Cette revendication de groupe n’est pour l’instant pas recevable dans les structures juridiques et politiques de la société française. La République ne reconnait que des individus qui sont aussi des citoyens. Et c’est justice ! Mais ici et là, des « assouplissements » ont commencé d’avoir lieu. La réforme des collèges portée par Najat Vallaud Belkacem a ainsi entrepris subrepticement de donner satisfaction au « deux poids deux mesures ». L’enseignement de l’islam va devenir matière obligatoire alors que les Lumières qui sont au fondement de la démocratie et des droits de l’individu rentreraient dans le champ des matières facultatives. « Dire que la chrétienté médiévale est facultative alors que l’islam est obligatoire est une manière bien lâche de régler les problèmes [auxquels sont confrontés les enseignants] lorsqu’ils abordent la religion chrétienne dans certains établissements » a estimé Patrice Gueniffey, directeur d’études à l’EHESS.
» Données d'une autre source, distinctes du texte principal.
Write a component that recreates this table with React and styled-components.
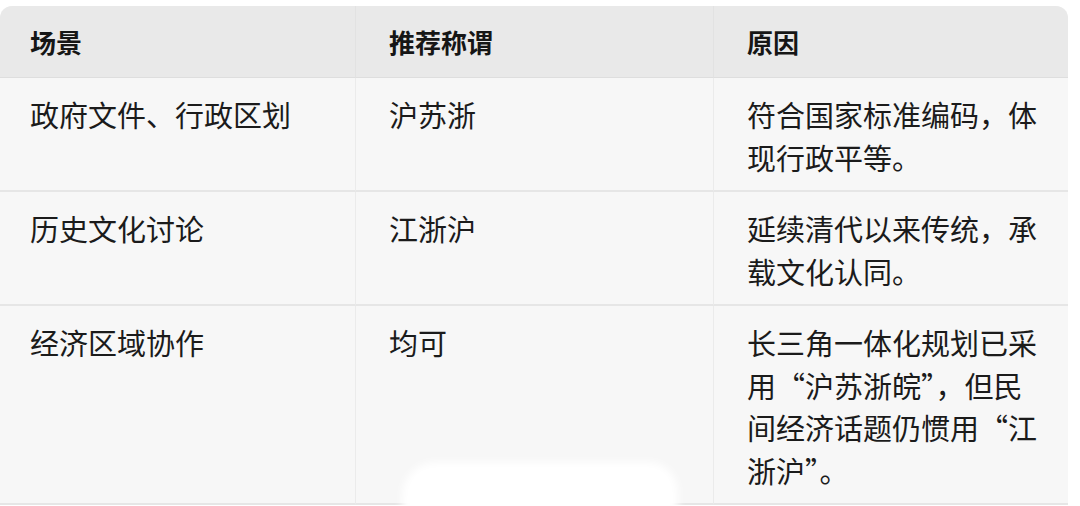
import React from 'react';
import styled, { createGlobalStyle } from 'styled-components';

const GlobalStyle = createGlobalStyle`
  html, body {
    margin: 0;
    padding: 0;
    background: #ffffff;
  }
  body {
    font-family: "Noto Sans CJK SC", "Noto Sans", sans-serif;
    color: #1b1b1b;
  }
`;

const Page = styled.div`
  position: relative;
  width: 1080px;
  height: 506px;
  padding-top: 6px;
  box-sizing: border-box;
  overflow: hidden;
`;

const Table = styled.div`
  width: 1068px;
  display: grid;
  grid-template-columns: 355px 358px 355px;
  border-radius: 12px 12px 0 0;
  overflow: hidden;
  background: #f7f7f7;
`;

const HeadCell = styled.div`
  height: 72px;
  display: flex;
  align-items: center;
  padding-left: ${p => p.$pad}px;
  background: #e9e9e9;
  font-size: 26px;
  font-weight: 700;
  color: #161616;
  border-left: ${p => (p.$first ? 'none' : '1px solid #e2e2e2')};
  border-bottom: 1px solid #dedede;
  box-sizing: border-box;
`;

const Cell = styled.div`
  padding: 15px ${p => p.$padRight}px 12px ${p => p.$pad}px;
  font-size: 29px;
  line-height: 42.5px;
  color: #1b1b1b;
  border-left: ${p => (p.$first ? 'none' : '1px solid #ebebeb')};
  border-bottom: 2px solid #e6e6e6;
  box-sizing: border-box;
  word-break: break-all;
`;

const Smudge = styled.div`
  position: absolute;
  left: 402px;
  top: 462px;
  width: 276px;
  height: 60px;
  background: #ffffff;
  border-radius: 34px 30px 0 0;
  filter: blur(4px);
`;

const columns = [
  { title: '场景', pad: 30 },
  { title: '推荐称谓', pad: 33 },
  { title: '原因', pad: 33 },
];

const rows = [
  ['政府文件、行政区划', '沪苏浙', '符合国家标准编码，体现行政平等。'],
  ['历史文化讨论', '江浙沪', '延续清代以来传统，承载文化认同。'],
  ['经济区域协作', '均可', '长三角一体化规划已采用“沪苏浙皖”，但民间经济话题仍惯用“江浙沪”。'],
];

export default function App() {
  return (
    <Page>
      <GlobalStyle />
      <Table>
        {columns.map((c, i) => (
          <HeadCell key={c.title} $pad={c.pad} $first={i === 0}>
            {c.title}
          </HeadCell>
        ))}
        {rows.map((r, ri) =>
          r.map((text, ci) => (
            <Cell
              key={`${ri}-${ci}`}
              $pad={columns[ci].pad}
              $padRight={ci === 2 ? 24 : 20}
              $first={ci === 0}
            >
              {text}
            </Cell>
          ))
        )}
      </Table>
      <Smudge />
    </Page>
  );
}
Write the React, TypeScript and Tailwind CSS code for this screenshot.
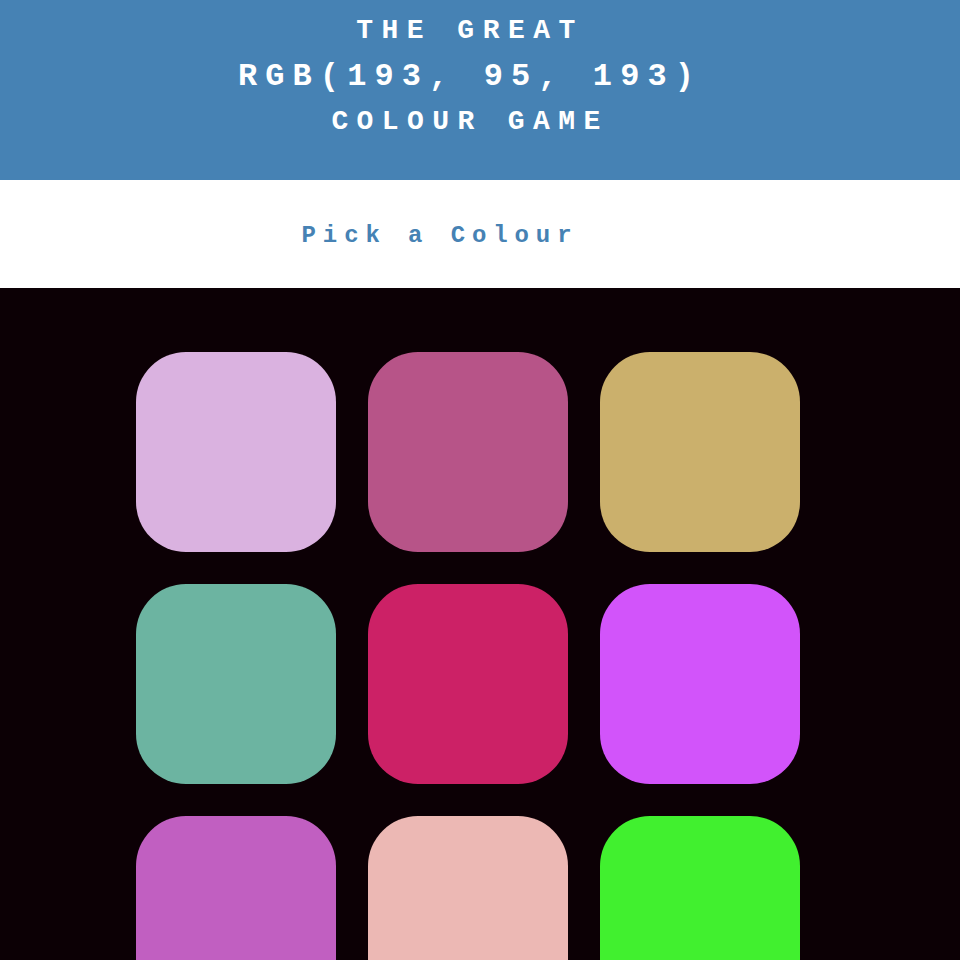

Cette irruption du deux poids deux mesures dans le champ de l’Etat n’est pas une première. Quand Sciences Po ouvre une voie d’accès aux meilleurs élèves des quartiers difficiles, quand l’Etat veut à tout prix recruter un préfet d’origine maghrébine, quand chaque parti de gouvernement se fait désormais un devoir de nommer des ministres issus de la diversité, quand TF1 expérimente un présentateur noir pour le 20heures… c’est que la proportionnalité ethnique est officialisée dans les médias et en politique. Le mérite a disparu, la discrimination positive a pris sa place.

L’exigence de proportionnalité ethnique ne se fraye pas seulement un chemin par la violence. Elle profite également du sillon creusé par la parité homme – femme. Née dans un cadre juridico-politique international, la parité homme-femme a obligé progressivement tous les gouvernements à mettre en place des mesures de discrimination positive en faveur des femmes.

La parité qui est le pendant féministe du « deux poids deux mesures » sert aux femmes à obtenir un meilleur partage du pouvoir économique et politique. Les femmes ne sont pas une ethnie, ni une minorité ? Non, mais elles sont un groupe de pression. Aussi efficace que Dieudonné.

Mais là ou les femmes progressent – lentement – mais régulièrement, la discrimination positive ethnique a lieu dans la douleur. Car toute avancée s’accompagne d’une interdiction. Celle de la burqa dans les lieux publics, du port du voile dans les écoles et bientôt les universités, des menus halal dans les cantines… Autant de polémiques qui contribuent à brouiller la discrimination positive qui se met en place, renforcent la frustration et la rancœur.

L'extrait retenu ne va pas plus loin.